— BEGIN DATA SEGMENT —

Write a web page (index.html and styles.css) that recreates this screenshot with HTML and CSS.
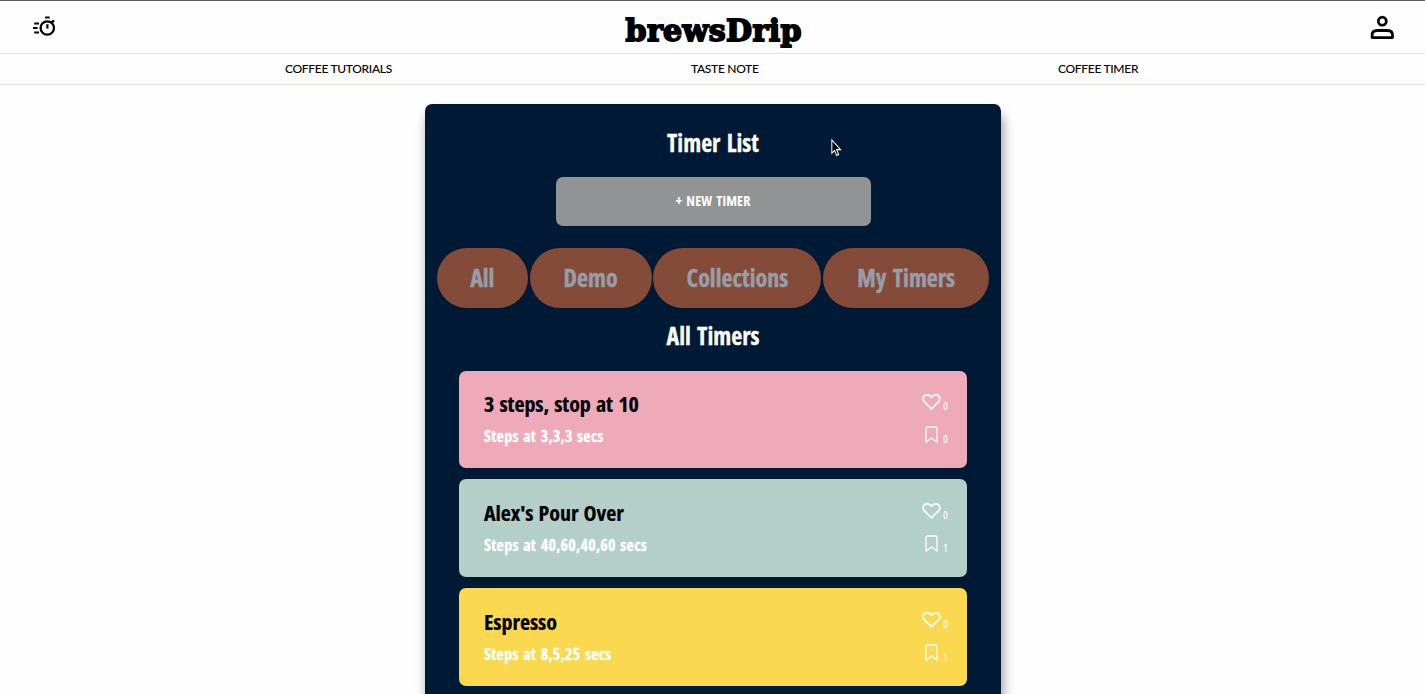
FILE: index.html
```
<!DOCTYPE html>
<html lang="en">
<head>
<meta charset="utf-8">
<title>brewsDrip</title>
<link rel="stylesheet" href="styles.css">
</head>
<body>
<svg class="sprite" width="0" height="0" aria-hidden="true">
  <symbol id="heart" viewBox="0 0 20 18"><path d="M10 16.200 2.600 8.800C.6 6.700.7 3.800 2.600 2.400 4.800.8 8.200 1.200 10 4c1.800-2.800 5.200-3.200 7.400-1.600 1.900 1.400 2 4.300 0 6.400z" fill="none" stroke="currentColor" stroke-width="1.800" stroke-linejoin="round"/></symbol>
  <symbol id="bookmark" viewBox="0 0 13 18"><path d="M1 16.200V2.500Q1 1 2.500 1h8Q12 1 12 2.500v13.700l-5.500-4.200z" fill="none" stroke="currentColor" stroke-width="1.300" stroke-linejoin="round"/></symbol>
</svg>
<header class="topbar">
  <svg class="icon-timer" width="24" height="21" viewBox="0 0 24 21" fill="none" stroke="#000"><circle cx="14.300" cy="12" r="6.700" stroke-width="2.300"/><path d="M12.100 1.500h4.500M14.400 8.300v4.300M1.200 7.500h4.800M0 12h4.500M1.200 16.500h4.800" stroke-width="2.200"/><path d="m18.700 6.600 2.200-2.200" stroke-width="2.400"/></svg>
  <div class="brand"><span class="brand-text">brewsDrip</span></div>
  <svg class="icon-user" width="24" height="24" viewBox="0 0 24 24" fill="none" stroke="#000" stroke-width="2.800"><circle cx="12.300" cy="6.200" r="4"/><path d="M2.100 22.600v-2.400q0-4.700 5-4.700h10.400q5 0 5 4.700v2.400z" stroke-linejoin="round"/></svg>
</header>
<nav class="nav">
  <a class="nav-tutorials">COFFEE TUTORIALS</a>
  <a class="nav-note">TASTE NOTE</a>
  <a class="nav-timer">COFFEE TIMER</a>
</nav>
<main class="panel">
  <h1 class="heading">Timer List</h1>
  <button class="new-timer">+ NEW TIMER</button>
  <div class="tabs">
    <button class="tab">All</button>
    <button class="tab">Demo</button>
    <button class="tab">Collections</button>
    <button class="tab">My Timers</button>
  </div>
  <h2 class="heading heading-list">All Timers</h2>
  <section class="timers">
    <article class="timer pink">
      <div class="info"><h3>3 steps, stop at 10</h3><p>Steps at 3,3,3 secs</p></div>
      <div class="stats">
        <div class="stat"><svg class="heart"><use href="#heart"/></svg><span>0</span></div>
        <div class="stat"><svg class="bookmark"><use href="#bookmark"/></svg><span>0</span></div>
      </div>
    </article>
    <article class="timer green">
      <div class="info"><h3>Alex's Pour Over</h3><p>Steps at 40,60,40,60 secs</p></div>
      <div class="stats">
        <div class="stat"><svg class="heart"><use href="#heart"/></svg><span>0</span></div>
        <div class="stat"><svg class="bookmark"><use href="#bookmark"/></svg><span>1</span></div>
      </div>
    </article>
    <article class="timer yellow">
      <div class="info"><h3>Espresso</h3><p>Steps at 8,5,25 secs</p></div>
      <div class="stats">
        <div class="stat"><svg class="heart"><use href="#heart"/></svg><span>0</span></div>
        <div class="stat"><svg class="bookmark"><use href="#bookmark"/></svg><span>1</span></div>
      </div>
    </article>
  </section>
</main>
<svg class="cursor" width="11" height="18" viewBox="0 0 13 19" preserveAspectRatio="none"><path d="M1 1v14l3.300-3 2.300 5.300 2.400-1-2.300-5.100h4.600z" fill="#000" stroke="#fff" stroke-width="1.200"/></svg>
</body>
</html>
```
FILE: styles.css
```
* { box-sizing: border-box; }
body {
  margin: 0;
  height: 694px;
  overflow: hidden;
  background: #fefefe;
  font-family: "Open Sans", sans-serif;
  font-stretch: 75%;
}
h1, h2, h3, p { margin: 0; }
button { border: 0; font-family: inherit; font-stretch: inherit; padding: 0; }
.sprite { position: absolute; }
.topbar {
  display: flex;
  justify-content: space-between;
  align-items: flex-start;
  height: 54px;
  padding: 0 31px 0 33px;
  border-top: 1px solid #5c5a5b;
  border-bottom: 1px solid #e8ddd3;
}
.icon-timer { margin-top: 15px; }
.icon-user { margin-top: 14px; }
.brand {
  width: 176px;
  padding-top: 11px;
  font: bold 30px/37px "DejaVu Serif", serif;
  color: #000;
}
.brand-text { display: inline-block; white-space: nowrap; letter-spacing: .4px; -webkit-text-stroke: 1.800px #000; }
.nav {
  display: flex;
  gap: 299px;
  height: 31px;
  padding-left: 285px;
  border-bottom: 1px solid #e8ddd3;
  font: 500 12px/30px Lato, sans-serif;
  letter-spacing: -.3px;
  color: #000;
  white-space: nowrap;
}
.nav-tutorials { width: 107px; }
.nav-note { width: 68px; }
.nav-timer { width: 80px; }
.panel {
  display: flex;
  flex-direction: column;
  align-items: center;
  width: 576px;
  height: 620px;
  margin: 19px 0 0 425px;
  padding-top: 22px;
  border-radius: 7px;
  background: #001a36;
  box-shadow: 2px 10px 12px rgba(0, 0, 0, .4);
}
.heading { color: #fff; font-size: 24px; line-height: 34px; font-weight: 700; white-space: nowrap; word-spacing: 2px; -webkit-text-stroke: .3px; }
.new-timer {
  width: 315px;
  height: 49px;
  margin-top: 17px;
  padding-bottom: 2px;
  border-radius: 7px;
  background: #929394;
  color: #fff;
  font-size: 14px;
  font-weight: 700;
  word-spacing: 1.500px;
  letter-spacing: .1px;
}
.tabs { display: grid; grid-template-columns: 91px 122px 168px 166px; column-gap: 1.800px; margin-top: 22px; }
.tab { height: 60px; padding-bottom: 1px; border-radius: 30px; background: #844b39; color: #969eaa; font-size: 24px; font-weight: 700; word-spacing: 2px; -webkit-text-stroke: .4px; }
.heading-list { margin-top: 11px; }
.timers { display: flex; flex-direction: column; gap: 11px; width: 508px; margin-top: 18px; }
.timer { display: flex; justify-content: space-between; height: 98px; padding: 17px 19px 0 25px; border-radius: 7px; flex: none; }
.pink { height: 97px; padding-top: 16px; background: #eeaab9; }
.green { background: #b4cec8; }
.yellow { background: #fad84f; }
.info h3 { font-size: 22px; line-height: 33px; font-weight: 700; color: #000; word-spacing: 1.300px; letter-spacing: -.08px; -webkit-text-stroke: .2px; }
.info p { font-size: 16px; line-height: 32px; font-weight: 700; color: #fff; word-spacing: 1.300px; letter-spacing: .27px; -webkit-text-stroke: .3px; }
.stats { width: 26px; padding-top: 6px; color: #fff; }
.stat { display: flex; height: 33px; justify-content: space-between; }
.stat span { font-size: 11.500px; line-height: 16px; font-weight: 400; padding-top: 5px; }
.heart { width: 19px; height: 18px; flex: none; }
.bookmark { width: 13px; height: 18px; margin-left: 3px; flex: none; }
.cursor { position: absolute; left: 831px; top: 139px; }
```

— END DATA SEGMENT —

TO DO ->
Take the listing above and print it exactly, apart from the pictures.

IN RESPONSE ->
Write a web page (index.html and styles.css) that recreates this screenshot with HTML and CSS.
FILE: index.html
```
<!DOCTYPE html>
<html lang="en">
<head>
<meta charset="utf-8">
<title>brewsDrip</title>
<link rel="stylesheet" href="styles.css">
</head>
<body>
<svg class="sprite" width="0" height="0" aria-hidden="true">
  <symbol id="heart" viewBox="0 0 20 18"><path d="M10 16.200 2.600 8.800C.6 6.700.7 3.800 2.600 2.400 4.800.8 8.200 1.200 10 4c1.800-2.800 5.200-3.200 7.400-1.600 1.900 1.400 2 4.300 0 6.400z" fill="none" stroke="currentColor" stroke-width="1.800" stroke-linejoin="round"/></symbol>
  <symbol id="bookmark" viewBox="0 0 13 18"><path d="M1 16.200V2.500Q1 1 2.500 1h8Q12 1 12 2.500v13.700l-5.500-4.200z" fill="none" stroke="currentColor" stroke-width="1.300" stroke-linejoin="round"/></symbol>
</svg>
<header class="topbar">
  <svg class="icon-timer" width="24" height="21" viewBox="0 0 24 21" fill="none" stroke="#000"><circle cx="14.300" cy="12" r="6.700" stroke-width="2.300"/><path d="M12.100 1.500h4.500M14.400 8.300v4.300M1.200 7.500h4.800M0 12h4.500M1.200 16.500h4.800" stroke-width="2.200"/><path d="m18.700 6.600 2.200-2.200" stroke-width="2.400"/></svg>
  <div class="brand"><span class="brand-text">brewsDrip</span></div>
  <svg class="icon-user" width="24" height="24" viewBox="0 0 24 24" fill="none" stroke="#000" stroke-width="2.800"><circle cx="12.300" cy="6.200" r="4"/><path d="M2.100 22.600v-2.400q0-4.700 5-4.700h10.400q5 0 5 4.700v2.400z" stroke-linejoin="round"/></svg>
</header>
<nav class="nav">
  <a class="nav-tutorials">COFFEE TUTORIALS</a>
  <a class="nav-note">TASTE NOTE</a>
  <a class="nav-timer">COFFEE TIMER</a>
</nav>
<main class="panel">
  <h1 class="heading">Timer List</h1>
  <button class="new-timer">+ NEW TIMER</button>
  <div class="tabs">
    <button class="tab">All</button>
    <button class="tab">Demo</button>
    <button class="tab">Collections</button>
    <button class="tab">My Timers</button>
  </div>
  <h2 class="heading heading-list">All Timers</h2>
  <section class="timers">
    <article class="timer pink">
      <div class="info"><h3>3 steps, stop at 10</h3><p>Steps at 3,3,3 secs</p></div>
      <div class="stats">
        <div class="stat"><svg class="heart"><use href="#heart"/></svg><span>0</span></div>
        <div class="stat"><svg class="bookmark"><use href="#bookmark"/></svg><span>0</span></div>
      </div>
    </article>
    <article class="timer green">
      <div class="info"><h3>Alex's Pour Over</h3><p>Steps at 40,60,40,60 secs</p></div>
      <div class="stats">
        <div class="stat"><svg class="heart"><use href="#heart"/></svg><span>0</span></div>
        <div class="stat"><svg class="bookmark"><use href="#bookmark"/></svg><span>1</span></div>
      </div>
    </article>
    <article class="timer yellow">
      <div class="info"><h3>Espresso</h3><p>Steps at 8,5,25 secs</p></div>
      <div class="stats">
        <div class="stat"><svg class="heart"><use href="#heart"/></svg><span>0</span></div>
        <div class="stat"><svg class="bookmark"><use href="#bookmark"/></svg><span>1</span></div>
      </div>
    </article>
  </section>
</main>
<svg class="cursor" width="11" height="18" viewBox="0 0 13 19" preserveAspectRatio="none"><path d="M1 1v14l3.300-3 2.300 5.300 2.400-1-2.300-5.100h4.600z" fill="#000" stroke="#fff" stroke-width="1.200"/></svg>
</body>
</html>
```
FILE: styles.css
```
* { box-sizing: border-box; }
body {
  margin: 0;
  height: 694px;
  overflow: hidden;
  background: #fefefe;
  font-family: "Open Sans", sans-serif;
  font-stretch: 75%;
}
h1, h2, h3, p { margin: 0; }
button { border: 0; font-family: inherit; font-stretch: inherit; padding: 0; }
.sprite { position: absolute; }
.topbar {
  display: flex;
  justify-content: space-between;
  align-items: flex-start;
  height: 54px;
  padding: 0 31px 0 33px;
  border-top: 1px solid #5c5a5b;
  border-bottom: 1px solid #e8ddd3;
}
.icon-timer { margin-top: 15px; }
.icon-user { margin-top: 14px; }
.brand {
  width: 176px;
  padding-top: 11px;
  font: bold 30px/37px "DejaVu Serif", serif;
  color: #000;
}
.brand-text { display: inline-block; white-space: nowrap; letter-spacing: .4px; -webkit-text-stroke: 1.800px #000; }
.nav {
  display: flex;
  gap: 299px;
  height: 31px;
  padding-left: 285px;
  border-bottom: 1px solid #e8ddd3;
  font: 500 12px/30px Lato, sans-serif;
  letter-spacing: -.3px;
  color: #000;
  white-space: nowrap;
}
.nav-tutorials { width: 107px; }
.nav-note { width: 68px; }
.nav-timer { width: 80px; }
.panel {
  display: flex;
  flex-direction: column;
  align-items: center;
  width: 576px;
  height: 620px;
  margin: 19px 0 0 425px;
  padding-top: 22px;
  border-radius: 7px;
  background: #001a36;
  box-shadow: 2px 10px 12px rgba(0, 0, 0, .4);
}
.heading { color: #fff; font-size: 24px; line-height: 34px; font-weight: 700; white-space: nowrap; word-spacing: 2px; -webkit-text-stroke: .3px; }
.new-timer {
  width: 315px;
  height: 49px;
  margin-top: 17px;
  padding-bottom: 2px;
  border-radius: 7px;
  background: #929394;
  color: #fff;
  font-size: 14px;
  font-weight: 700;
  word-spacing: 1.500px;
  letter-spacing: .1px;
}
.tabs { display: grid; grid-template-columns: 91px 122px 168px 166px; column-gap: 1.800px; margin-top: 22px; }
.tab { height: 60px; padding-bottom: 1px; border-radius: 30px; background: #844b39; color: #969eaa; font-size: 24px; font-weight: 700; word-spacing: 2px; -webkit-text-stroke: .4px; }
.heading-list { margin-top: 11px; }
.timers { display: flex; flex-direction: column; gap: 11px; width: 508px; margin-top: 18px; }
.timer { display: flex; justify-content: space-between; height: 98px; padding: 17px 19px 0 25px; border-radius: 7px; flex: none; }
.pink { height: 97px; padding-top: 16px; background: #eeaab9; }
.green { background: #b4cec8; }
.yellow { background: #fad84f; }
.info h3 { font-size: 22px; line-height: 33px; font-weight: 700; color: #000; word-spacing: 1.300px; letter-spacing: -.08px; -webkit-text-stroke: .2px; }
.info p { font-size: 16px; line-height: 32px; font-weight: 700; color: #fff; word-spacing: 1.300px; letter-spacing: .27px; -webkit-text-stroke: .3px; }
.stats { width: 26px; padding-top: 6px; color: #fff; }
.stat { display: flex; height: 33px; justify-content: space-between; }
.stat span { font-size: 11.500px; line-height: 16px; font-weight: 400; padding-top: 5px; }
.heart { width: 19px; height: 18px; flex: none; }
.bookmark { width: 13px; height: 18px; margin-left: 3px; flex: none; }
.cursor { position: absolute; left: 831px; top: 139px; }
```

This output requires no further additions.